L’orientation est d’autant plus compliquée que, les lycées étant peu rodés à l’accueil d’élèves handicapés, les partenariats sont encore à construire – il faut par exemple négocier, comme le fait le service de l’Adapei 92, une adaptation des cours pour que le CAP (certificat d’aptitude professionnelle) soit réalisé en trois ans au lieu de deux afin de soulager le rythme de vie des adolescents. En outre, l’offre de formation est limitée – il existe peu d’ULIS (unités localisées pour l’inclusion scolaire) dans les lycées professionnels –, ce qui peut conduire à des choix par défaut ou à la nécessité d’accepter des temps de transport importants. Autre difficulté : après l’obtention d’un CAP, les débouchés dans le milieu ordinaire ne sont pas toujours au rendez-vous. Or la perspective de s’orienter vers le milieu protégé, après un cursus dans des établissements scolaires classiques, est souvent perçue comme un échec. Parmi les solutions envisagées par le service de l’Adapei 92 : la prolongation de l’agrément jusqu’à 25 ans afin de pouvoir accompagner les jeunes en centres de formation pour apprentis (CFA) dont le mode de fonctionnement en alternance est généralement vécu positivement. Intéressée, l’agence régionale de santé (ARS) devrait bientôt donner son autorisation.

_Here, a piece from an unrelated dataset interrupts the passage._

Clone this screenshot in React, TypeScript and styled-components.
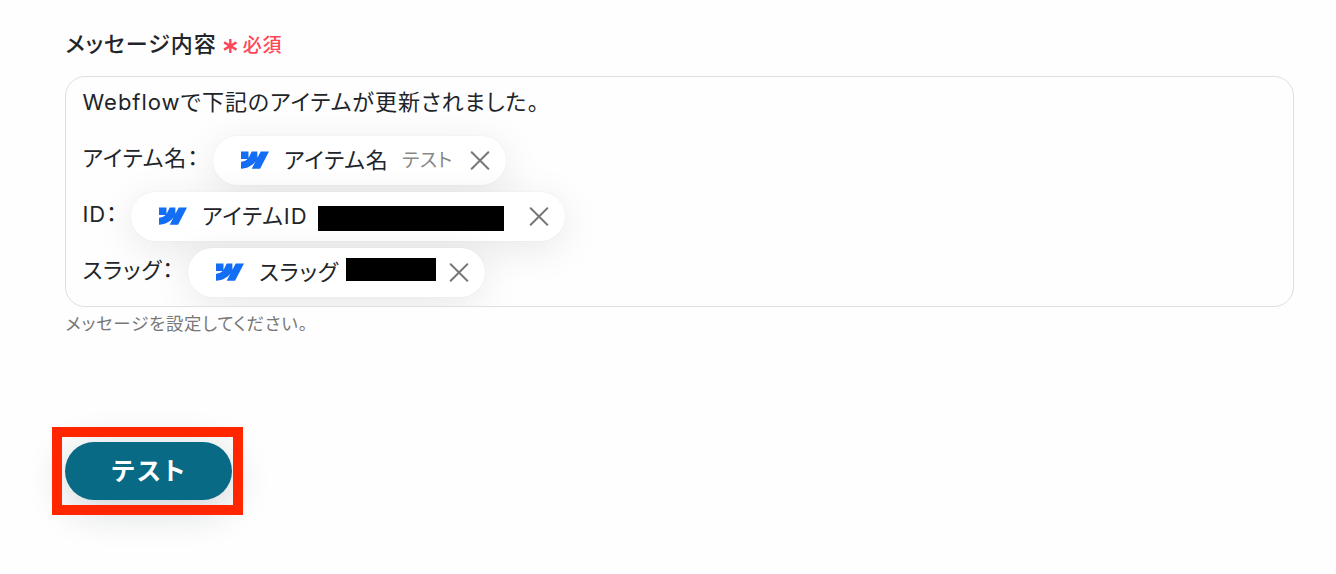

Faire sauter le verrou d’âge, qui s’arrête normalement à 20 ans, fait d’ailleurs partie des revendications de l’APAJH (Association pour adultes et jeunes handicapés), qui y voit une façon de répondre aux nouveaux besoins générés par l’élévation de l’âge des bénéficiaires des Sessad : « Dès lors qu’on lève cette barrière, on s’aperçoit que les services peuvent aller au-delà du rééducatif et de l’éducatif vers l’accompagnement au logement, l’accès aux soins, la pratique de loisirs, l’apprentissage de l’autonomie, etc. », note Jean-Louis Leduc, directeur général adjoint de l’APAJH.

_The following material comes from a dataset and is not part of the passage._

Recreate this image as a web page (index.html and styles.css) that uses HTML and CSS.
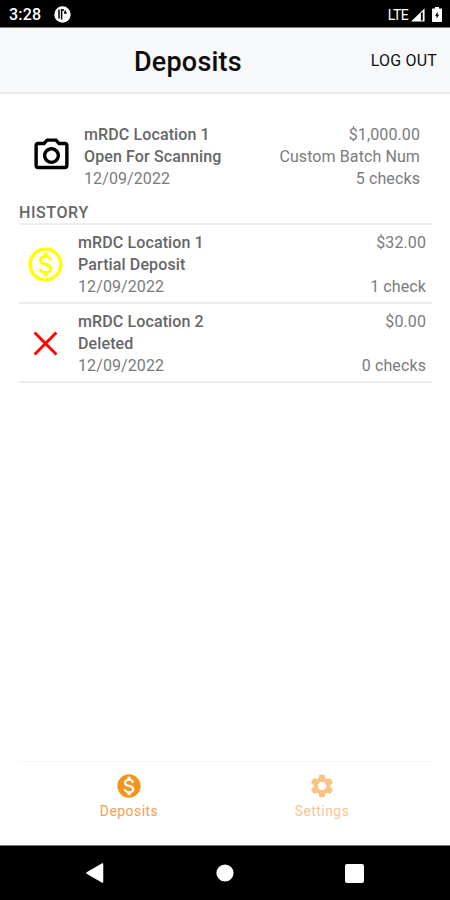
FILE: index.html
```html
<!DOCTYPE html>
<html lang="en">
<head>
  <meta charset="UTF-8" />
  <title>Deposits</title>
  <meta name="viewport" content="width=device-width, initial-scale=1.0" />
  <link rel="stylesheet" href="styles.css">
</head>
<body>

  <!-- Status bar -->
  <div class="status-bar">
    <span class="clock">3:28</span>
    <svg class="status-app" width="17" height="17" viewBox="0 0 17 17">
      <circle cx="8.5" cy="8.5" r="8.2" fill="#fff"/>
      <path d="M5 3.500v9" fill="none" stroke="#000" stroke-width="1.500"/>
      <path d="M7.600 3v10.500M8 4h2M11.200 4.500v3.300M10 7h2.800" fill="none" stroke="#000" stroke-width="1.500"/>
    </svg>
    <span class="network">LTE</span>
    <svg class="signal" width="14" height="14" viewBox="0 0 15 14">
      <path d="M14.500 0v14H0z" fill="#fff"/>
      <path d="M10.600 5.200v7.600h2V3.400z" fill="#000"/>
    </svg>
    <svg class="battery" width="10" height="15" viewBox="0 0 10 15">
      <path d="M3 0h4v1.600h2c.6 0 1 .4 1 1V14c0 .6-.4 1-1 1H1c-.6 0-1-.4-1-1V2.600c0-.6.4-1 1-1h2z" fill="#fff"/>
      <path d="M5.600 4.800 3 8.800h1.600v2.800L7.200 7.800H5.600z" fill="#000"/>
    </svg>
  </div>

  <header>
    <h1>Deposits</h1>
    <a href="#" class="logout">LOG OUT</a>
  </header>

  <main>
    <!-- Open batch -->
    <div class="deposit open">
      <svg class="icon" viewBox="0 0 24 24" fill="#000">
        <path d="M14.120 4l1.830 2H20v12H4V6h4.050l1.830-2h4.240M15 2H9L7.170 4H4c-1.100 0-2 .9-2 2v12c0 1.100.9 2 2 2h16c1.100 0 2-.9 2-2V6c0-1.100-.9-2-2-2h-3.170L15 2zm-3 7c1.650 0 3 1.350 3 3s-1.350 3-3 3-3-1.350-3-3 1.350-3 3-3m0-2c-2.760 0-5 2.240-5 5s2.240 5 5 5 5-2.240 5-5-2.240-5-5-5z"/>
      </svg>
      <div class="info">
        <strong>mRDC Location 1</strong>
        <strong>Open For Scanning</strong>
        <span>12/09/2022</span>
      </div>
      <div class="totals">
        <span>$1,000.00</span>
        <span>Custom Batch Num</span>
        <span>5 checks</span>
      </div>
    </div>

    <h2>HISTORY</h2>

    <div class="deposit">
      <svg class="icon" viewBox="0 0 24 24" fill="#ff0">
        <path d="M12 2C6.480 2 2 6.480 2 12s4.480 10 10 10 10-4.480 10-10S17.520 2 12 2zm0 18c-4.410 0-8-3.590-8-8s3.590-8 8-8 8 3.590 8 8-3.590 8-8 8zm.31-8.860c-1.770-.45-2.340-.94-2.340-1.670 0-.84.79-1.430 2.100-1.430 1.380 0 1.900.66 1.940 1.640h1.710c-.05-1.340-.87-2.570-2.490-2.970V5H10.900v1.690c-1.510.32-2.720 1.300-2.720 2.810 0 1.790 1.490 2.690 3.660 3.210 1.950.46 2.340 1.150 2.340 1.870 0 .53-.39 1.390-2.100 1.390-1.600 0-2.230-.72-2.320-1.640H8.040c.1 1.700 1.360 2.660 2.860 2.970V19h2.340v-1.670c1.520-.29 2.720-1.160 2.730-2.770-.01-2.200-1.900-2.960-3.660-3.420z"/>
      </svg>
      <div class="info">
        <strong>mRDC Location 1</strong>
        <strong>Partial Deposit</strong>
        <span>12/09/2022</span>
      </div>
      <div class="totals">
        <span>$32.00</span>
        <span>1 check</span>
      </div>
    </div>

    <div class="deposit">
      <svg class="icon" viewBox="0 0 24 24">
        <path d="M5.600 5.600 18.400 18.400M18.400 5.600 5.600 18.400" stroke="#f00" stroke-width="1.700"/>
      </svg>
      <div class="info">
        <strong>mRDC Location 2</strong>
        <strong>Deleted</strong>
        <span>12/09/2022</span>
      </div>
      <div class="totals">
        <span>$0.00</span>
        <span>0 checks</span>
      </div>
    </div>
  </main>

  <!-- Tabs -->
  <nav class="tabs">
    <a href="#" class="tab active">
      <svg viewBox="0 0 24 24">
        <path d="M12 2C6.480 2 2 6.480 2 12s4.480 10 10 10 10-4.480 10-10S17.520 2 12 2zm1.410 16.090V20h-2.670v-1.930c-1.710-.36-3.160-1.460-3.270-3.400h1.960c.1 1.050.82 1.870 2.650 1.870 1.960 0 2.400-.98 2.400-1.590 0-.83-.44-1.610-2.670-2.140-2.480-.6-4.180-1.620-4.180-3.670 0-1.720 1.390-2.840 3.110-3.210V4h2.670v1.950c1.860.45 2.790 1.860 2.850 3.390H14.300c-.05-1.110-.64-1.870-2.220-1.870-1.500 0-2.400.68-2.400 1.640 0 .84.65 1.390 2.670 1.910s4.180 1.390 4.180 3.910c-.01 1.830-1.380 2.830-3.120 3.160z"/>
      </svg>
      <span>Deposits</span>
    </a>
    <a href="#" class="tab">
      <svg viewBox="0 0 24 24">
        <path d="M19.140 12.940c.04-.3.060-.61.060-.94 0-.32-.02-.64-.07-.94l2.030-1.580c.18-.14.23-.41.12-.61l-1.920-3.320c-.12-.22-.37-.29-.59-.22l-2.390.96c-.5-.38-1.030-.7-1.620-.94l-.36-2.540c-.04-.24-.24-.41-.48-.41h-3.840c-.24 0-.43.17-.47.41l-.36 2.540c-.59.24-1.130.57-1.620.94l-2.390-.96c-.22-.08-.47 0-.59.22L2.740 8.870c-.12.21-.08.47.12.61l2.030 1.580c-.05.3-.09.63-.09.94s.02.64.07.94l-2.030 1.580c-.18.14-.23.41-.12.61l1.920 3.320c.12.22.37.29.59.22l2.390-.96c.5.38 1.030.7 1.620.94l.36 2.540c.05.24.24.41.48.41h3.840c.24 0 .44-.17.47-.41l.36-2.540c.59-.24 1.130-.56 1.620-.94l2.390.96c.22.08.47 0 .59-.22l1.920-3.320c.12-.22.07-.47-.12-.61l-2.010-1.580zM12 15.600c-1.980 0-3.600-1.620-3.600-3.600s1.620-3.600 3.600-3.600 3.600 1.620 3.600 3.600-1.620 3.600-3.600 3.600z"/>
      </svg>
      <span>Settings</span>
    </a>
  </nav>

  <!-- Android buttons -->
  <div class="nav-bar">
    <svg width="18" height="20" viewBox="0 0 18 20">
      <path d="M16.500 1v18L1 10z" fill="#fff" stroke="#fff" stroke-width="1.500" stroke-linejoin="round"/>
    </svg>
    <svg width="18" height="18" viewBox="0 0 18 18">
      <circle cx="9" cy="9" r="8.600" fill="#fff"/>
    </svg>
    <svg width="19" height="19" viewBox="0 0 19 19">
      <rect width="19" height="19" rx="2" fill="#fff"/>
    </svg>
  </div>

</body>
</html>
```
FILE: styles.css
```css
* { box-sizing: border-box; margin: 0; padding: 0; }

body {
  display: flex;
  flex-direction: column;
  height: 900px;
  font-family: Roboto, sans-serif;
  background: #fff;
  color: #7b7b7b;
  overflow: hidden;
}

a { text-decoration: none; }
svg { display: block; flex: none; }

/* Status bar */
.status-bar {
  display: flex;
  align-items: center;
  height: 28px;
  padding: 2px 8px 0 9px;
  background: #000;
  color: #fff;
  border-bottom: 1px solid #777;
}
.clock {
  width: 45px;
  font-size: 16px;
  font-weight: 500;
  letter-spacing: 0.2px;
}
.network {
  margin-left: auto;
  font-size: 14px;
  letter-spacing: -0.6px;
}
.signal { margin-left: 3px; }
.battery { margin-left: 7px; }

/* Header */
header {
  display: flex;
  align-items: center;
  justify-content: space-between;
  height: 66px;
  padding: 0 13px 0 134px;
  background: #f7f8fa;
  border-bottom: 2px solid #e9eaec;
}
header h1 {
  padding-top: 4px;
  font-size: 27px;
  font-weight: 500;
  letter-spacing: 0.2px;
  color: #0c0c0c;
}
.logout {
  font-size: 16px;
  letter-spacing: 0.2px;
  color: #111;
}

/* Deposits */
main {
  flex: 1;
  padding: 23px 18px 0 19px;
}
.deposit {
  display: flex;
  align-items: center;
  height: 79px;
  padding: 2px 6px 0 6px;
  border-bottom: 2px solid #ededed;
  font-size: 16px;
  line-height: 22px;
}
.deposit.open {
  padding: 0 12px;
  border-bottom: none;
}
.deposit.open .icon { margin-bottom: 3px; }
.icon {
  width: 41px;
  height: 41px;
}
.info {
  display: flex;
  flex-direction: column;
  margin-left: 12px;
  letter-spacing: 0.1px;
}
.info strong {
  font-weight: 500;
  letter-spacing: 0.12px;
  color: #666;
}
.totals {
  display: flex;
  flex-direction: column;
  justify-content: space-between;
  height: 66px;
  margin-left: auto;
  text-align: right;
  letter-spacing: 0.1px;
}

h2 {
  height: 29px;
  padding-top: 6px;
  border-bottom: 2px solid #ededed;
  font-size: 16px;
  font-weight: 500;
  line-height: 22px;
  letter-spacing: 0.6px;
  color: #666;
}

/* Tabs */
.tabs {
  display: flex;
  justify-content: center;
  height: 84px;
  margin: 0 18px;
  border-top: 1px solid #f7f7f7;
}
.tab {
  display: flex;
  flex-direction: column;
  align-items: center;
  width: 193px;
  padding-top: 10px;
  font-size: 14px;
  line-height: 20px;
  letter-spacing: 0.45px;
}
.tab svg {
  width: 28px;
  height: 28px;
  margin-bottom: 1px;
  fill: #f9c384;
}
.tab span {
  padding-left: 1px;
  color: #f9c692;
}
.tab.active svg { fill: #f3951c; }
.tab.active span { color: #f5a050; }

/* Android buttons */
.nav-bar {
  display: flex;
  align-items: center;
  justify-content: space-between;
  height: 55px;
  padding: 0 86px;
  background: #000;
  border-top: 1px solid #777;
}
```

De fait, le suivi professionnel permet d’aborder tout un ensemble d’autres problématiques plus sociales. Le Sessad de l’Adapei 92 y consacre le second volet de son intervention : mené en binôme (éducatrice spécialisée/psychologue), il se déroule dans le cadre d’ateliers collectifs de soutien et de sociabilisation qui favorisent les relations sociales et la prise d’initiatives. « Nous travaillons l’autonomie au sens large (transport, logement, vie citoyenne, budget, alimentation, vie affective…) en prenant en considération les projets des jeunes (une sortie au cinéma, l’achat de vêtements…) et en les aidant à les réaliser », explique Yves Tannou.

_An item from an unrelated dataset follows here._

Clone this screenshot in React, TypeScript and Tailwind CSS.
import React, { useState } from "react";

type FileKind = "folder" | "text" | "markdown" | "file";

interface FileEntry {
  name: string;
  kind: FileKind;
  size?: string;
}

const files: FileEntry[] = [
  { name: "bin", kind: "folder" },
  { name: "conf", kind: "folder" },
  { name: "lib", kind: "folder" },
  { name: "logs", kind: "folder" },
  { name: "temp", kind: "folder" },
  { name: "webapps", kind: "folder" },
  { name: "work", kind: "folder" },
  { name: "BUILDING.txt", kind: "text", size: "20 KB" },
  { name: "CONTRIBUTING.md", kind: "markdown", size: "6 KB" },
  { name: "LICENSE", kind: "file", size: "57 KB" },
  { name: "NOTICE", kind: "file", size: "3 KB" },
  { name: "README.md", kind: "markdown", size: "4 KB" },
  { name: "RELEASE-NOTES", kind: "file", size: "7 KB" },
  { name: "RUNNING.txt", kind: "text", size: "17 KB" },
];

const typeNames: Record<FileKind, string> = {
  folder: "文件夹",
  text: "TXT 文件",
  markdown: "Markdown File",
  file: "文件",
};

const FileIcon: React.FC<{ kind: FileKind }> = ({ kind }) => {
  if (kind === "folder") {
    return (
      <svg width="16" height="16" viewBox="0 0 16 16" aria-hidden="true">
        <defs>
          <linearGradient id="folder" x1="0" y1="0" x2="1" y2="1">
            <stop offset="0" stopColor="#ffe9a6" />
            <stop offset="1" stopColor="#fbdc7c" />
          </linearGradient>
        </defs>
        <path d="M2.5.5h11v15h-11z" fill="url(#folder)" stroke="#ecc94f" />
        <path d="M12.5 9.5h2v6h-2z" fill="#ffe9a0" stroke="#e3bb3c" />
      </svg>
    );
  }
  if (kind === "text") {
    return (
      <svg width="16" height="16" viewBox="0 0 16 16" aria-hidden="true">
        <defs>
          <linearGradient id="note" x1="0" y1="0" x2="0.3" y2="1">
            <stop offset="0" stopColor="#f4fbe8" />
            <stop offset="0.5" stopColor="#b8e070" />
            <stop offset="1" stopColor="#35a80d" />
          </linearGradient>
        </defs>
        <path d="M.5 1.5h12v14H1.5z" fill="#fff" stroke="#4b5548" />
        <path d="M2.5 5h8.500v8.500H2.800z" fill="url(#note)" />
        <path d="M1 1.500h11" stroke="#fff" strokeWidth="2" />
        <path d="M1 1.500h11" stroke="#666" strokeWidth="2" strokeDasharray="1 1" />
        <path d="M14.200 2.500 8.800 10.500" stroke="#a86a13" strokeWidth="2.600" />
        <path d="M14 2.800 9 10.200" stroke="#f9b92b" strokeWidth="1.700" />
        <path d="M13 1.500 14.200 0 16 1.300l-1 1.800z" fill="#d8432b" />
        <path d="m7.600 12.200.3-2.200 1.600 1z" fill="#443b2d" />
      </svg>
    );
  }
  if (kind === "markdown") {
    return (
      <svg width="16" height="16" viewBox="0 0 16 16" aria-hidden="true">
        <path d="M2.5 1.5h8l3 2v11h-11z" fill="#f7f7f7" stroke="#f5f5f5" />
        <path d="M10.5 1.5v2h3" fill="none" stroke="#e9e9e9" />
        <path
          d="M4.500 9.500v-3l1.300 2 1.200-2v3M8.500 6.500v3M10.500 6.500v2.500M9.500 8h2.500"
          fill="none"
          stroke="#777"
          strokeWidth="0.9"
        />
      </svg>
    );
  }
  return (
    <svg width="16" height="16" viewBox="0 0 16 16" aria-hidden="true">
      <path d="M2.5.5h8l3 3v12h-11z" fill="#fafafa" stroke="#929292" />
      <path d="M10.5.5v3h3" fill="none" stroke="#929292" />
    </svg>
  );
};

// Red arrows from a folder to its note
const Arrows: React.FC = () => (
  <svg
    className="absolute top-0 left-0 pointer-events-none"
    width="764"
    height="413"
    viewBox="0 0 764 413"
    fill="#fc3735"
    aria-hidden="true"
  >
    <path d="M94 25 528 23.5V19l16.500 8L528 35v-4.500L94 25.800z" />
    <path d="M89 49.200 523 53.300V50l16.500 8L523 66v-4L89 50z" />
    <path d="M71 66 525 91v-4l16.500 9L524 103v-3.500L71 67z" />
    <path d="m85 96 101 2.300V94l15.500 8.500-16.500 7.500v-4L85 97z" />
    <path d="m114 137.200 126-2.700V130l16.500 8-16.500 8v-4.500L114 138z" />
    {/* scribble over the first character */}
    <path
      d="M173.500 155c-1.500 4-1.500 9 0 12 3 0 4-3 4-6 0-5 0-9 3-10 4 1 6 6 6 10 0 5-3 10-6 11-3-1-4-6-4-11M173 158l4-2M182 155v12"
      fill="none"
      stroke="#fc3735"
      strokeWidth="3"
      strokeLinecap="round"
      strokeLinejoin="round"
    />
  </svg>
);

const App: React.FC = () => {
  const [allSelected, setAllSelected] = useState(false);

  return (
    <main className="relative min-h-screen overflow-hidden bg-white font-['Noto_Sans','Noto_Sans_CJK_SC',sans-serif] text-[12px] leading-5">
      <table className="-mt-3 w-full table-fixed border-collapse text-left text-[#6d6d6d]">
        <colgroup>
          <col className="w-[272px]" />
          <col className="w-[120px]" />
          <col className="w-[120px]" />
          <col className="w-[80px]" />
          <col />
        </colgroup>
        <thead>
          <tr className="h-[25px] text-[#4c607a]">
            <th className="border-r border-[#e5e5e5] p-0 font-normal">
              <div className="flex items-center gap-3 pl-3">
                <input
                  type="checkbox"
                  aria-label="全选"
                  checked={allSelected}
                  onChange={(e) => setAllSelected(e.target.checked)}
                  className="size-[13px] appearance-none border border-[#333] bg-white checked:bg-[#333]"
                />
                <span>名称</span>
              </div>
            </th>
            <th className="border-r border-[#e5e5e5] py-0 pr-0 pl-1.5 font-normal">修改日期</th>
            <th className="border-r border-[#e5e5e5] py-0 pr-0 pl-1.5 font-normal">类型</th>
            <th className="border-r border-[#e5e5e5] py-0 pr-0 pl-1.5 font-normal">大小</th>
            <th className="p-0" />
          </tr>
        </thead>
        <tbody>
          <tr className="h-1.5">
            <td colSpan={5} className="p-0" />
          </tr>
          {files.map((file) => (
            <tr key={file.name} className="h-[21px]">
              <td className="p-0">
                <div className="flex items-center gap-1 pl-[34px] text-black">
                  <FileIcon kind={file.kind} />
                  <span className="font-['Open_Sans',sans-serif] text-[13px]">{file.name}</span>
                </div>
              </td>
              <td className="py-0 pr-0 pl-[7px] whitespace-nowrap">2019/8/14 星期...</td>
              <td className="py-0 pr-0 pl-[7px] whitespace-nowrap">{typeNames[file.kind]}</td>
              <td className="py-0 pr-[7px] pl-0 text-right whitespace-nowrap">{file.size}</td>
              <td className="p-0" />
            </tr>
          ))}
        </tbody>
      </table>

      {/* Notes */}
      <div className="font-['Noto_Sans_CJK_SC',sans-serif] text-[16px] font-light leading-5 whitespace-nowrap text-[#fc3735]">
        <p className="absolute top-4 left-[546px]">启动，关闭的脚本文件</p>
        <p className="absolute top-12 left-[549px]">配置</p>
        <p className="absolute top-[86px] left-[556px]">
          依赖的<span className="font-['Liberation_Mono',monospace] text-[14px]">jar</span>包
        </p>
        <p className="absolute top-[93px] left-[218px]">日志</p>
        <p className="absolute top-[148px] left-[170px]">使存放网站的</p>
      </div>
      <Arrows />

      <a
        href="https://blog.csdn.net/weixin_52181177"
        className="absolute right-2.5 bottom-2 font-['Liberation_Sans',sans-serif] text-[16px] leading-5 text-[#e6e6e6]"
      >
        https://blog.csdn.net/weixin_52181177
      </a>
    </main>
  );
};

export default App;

Les constats sont globalement les mêmes au sein du SESSD (service d’éducation et de soins spécialisés à domicile) de l’Association des paralysés de France de la Charente-Maritime, qui accueille un public en situation de handicap moteur : malgré une scolarité dans des établissements ordinaires, les adolescents ont besoin d’un accompagnement spécifique. « Ce sont des jeunes qui peuvent se trouver en situation d’isolement, ce qui nous a amenés à nous interroger sur la façon dont nous pouvions développer les rencontres, entre eux et avec d’autres ados », explique Franck Riché, directeur du service. Parmi les outils mis en place : un rendez-vous mensuel dans un café en présence d’un éducateur, l’organisation de week-ends… « Ce sont des choses très simples (par exemple passer une soirée entre copains) mais certains jeunes ne l’ont jamais fait. Cela permet également aux parents d’apprendre à laisser de l’autonomie à leur enfant, ce qui n’est pas toujours facile pour eux. » Par ailleurs, en parallèle du suivi psychologique et éducatif mené par le service, des aménagements dans les rééducations proposées peuvent être envisagés : consultations dans le secteur libéral, pratique dans une salle de sports, etc.
(1) Entre 2001 et 2006, les jeunes âgés de 15 à 20 ans sont passés de 13 % à 15 % – Source : Enquêtes ES 2001 et 2006, DREES.